Technical Requirements

Naturally there are some technical requirements for implementing Storage Replica. First and foremost is the need for Windows Server 2016 Datacenter Edition. Those familiar with Windows Server licensing will know Datacenter Edition bears the highest cost of any Windows Server SKU, but also unlocks multiple enterprise features such as raising processor and memory thresholds as well as allowing for an unlimited number of guest virtual machines.

Each file server requires a minimum of one 1GbE network connection, though increased network capabilities are desirable. A minimum of 1Gbps throughput between servers is required, though a minimum of 8Gbps is recommended.
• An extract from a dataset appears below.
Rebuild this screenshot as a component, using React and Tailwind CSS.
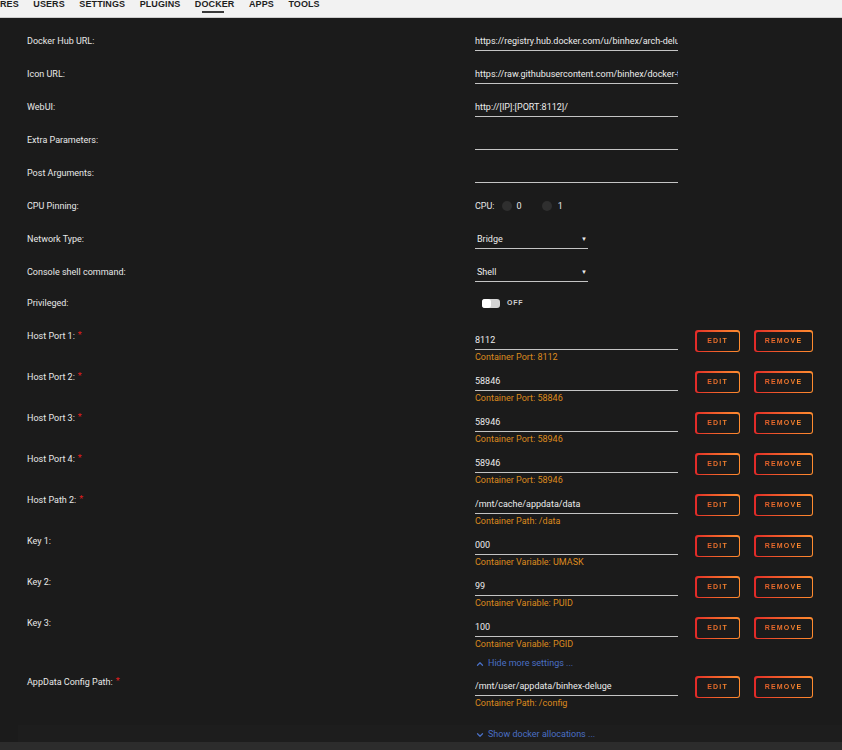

Additionally, an average of ≤5ms latency between file servers is necessary.

Due to the network-based nature of Storage Replica, a network connection between file servers is necessary. Firewall rules allowing bi-directional ICMP, SMB port 445 (and 5445 for SMB Direct), and port 5985 (WS-MAN) network traffic may be required.

Active Directory is a key requirement of Stretch Clusters with Storage Replica, though it need not be running on Windows Server 2016.

There are clear benefits to having the capability to instantly failover critical services to an alternate site, either prior to or as a result of a disaster. This sort of functionality is currently available from a variety of vendors, but having it baked into the Windows Server platform will add power and flexibility to existing services. With the potential for savings as a result of reduced licensing costs or hardware purchases, the end-to-end storage solutions offered in Windows Server 2016 have the potential to meet all of your enterprise storage needs without breaking the bank.